Hi, Scott:

Please see my embedded remarks below ...

> Scott Klement wrote:
IMHO, the biggest problem with multi-threaded applications is that there's no really good way to debug them or perform QA on them.
Not strictly true -- see the following articles:

http://brinch-hansen.net/papers/1973c.pdf
and
http://brinch-hansen.net/papers/1978b.pdf

for examples of systematic methods of testing multiprocessing programs developed in the early 1970s.
Walden suggests that programmers don't "do it right", and Mark says that the environment doesn't "hide the complexity". I agree with both of these statements, however, for me the really important problem is, it doesn't tell you when you're doing something that isn't threadsafe or might create a deadlock.

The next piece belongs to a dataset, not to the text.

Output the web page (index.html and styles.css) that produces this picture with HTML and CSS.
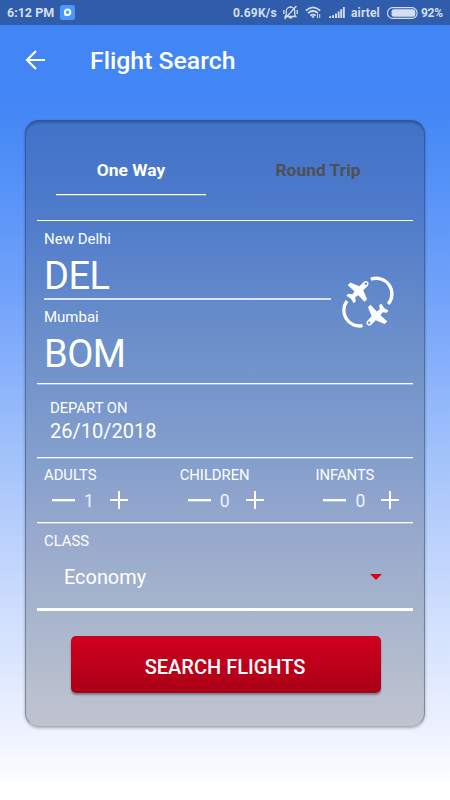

There's really no good way for the compiler to detect those things.
Thiat may be true for ILE RPG IV or the ILE C compiler. But programming languages and compilers have been designed to address these problems. See:

http://brinch-hansen.net/papers/1972a.pdf
and
http://brinch-hansen.net/papers/1975a.pdf

for examples of programming languages and compilers that were designed to address these problems at compile-time.
There's really no good way for the programmer to test their apps to see that they are doing everything in a threadsafe manner, or that they won't create deadlocks. When something does fail during testing (or production) there's really no way to tell what the problem is, and when you try to debug it further (by running in a debugging tool, running a trace on what's happening, etc) it changes the timing and therefore doesn't reproduce the problem (at least, not the same way)
It is not so much that "there is no way to tell what the problem is," but rather, it is just far more difficult to isolate the problem(s) and it is much harder to reproduce these kinds of problems.
So the only way to find/fix bugs is when the programmer really groks threads, and can imagine the problems of the program when desk-checking the code. Anyone with programming experience knows how hard that is to do!
Certainly, it is not a bad idea for programmers to "grok" threads, and "desk checking" never hurts either. But, IMHO, the real problem is, there are far too many "prima donna" programmers who prefer to use unsafe languages like C, where it is all too easy to create buffer overruns, and just overlay some memory by the incorrect use of pointers, etc. -- and then, in the Unix tradition, they just "graft on" threads capability by using the pthreads library. Similarly, Java also followed the c-threads or pthreads model. See below for an article that describes the problems with this approach:

http://brinch-hansen.net/papers/1999b.pdf

So, the problem is, you cannot simply allow use of thread primitives (such as mutexes, semaphores, etc.) from within an existing higher-level language (including RPG IV), and expect programmers to be able to write "thread-safe" programs. The paradigm has to be designed into the language, and the compiler must be able to check for (or verify) proper ("safe") use of such features.
So I really hate multithreaded programming. Not because the OS doesn't hide the complexity, but because it doesn't yell at me when I do something wrong.

It is not solely the responsibility of the operating system, but a good higher-level language compiler, and its runtime environment, should, and really, must support an appropriate, type-safe paradigm for using these powerful facilities.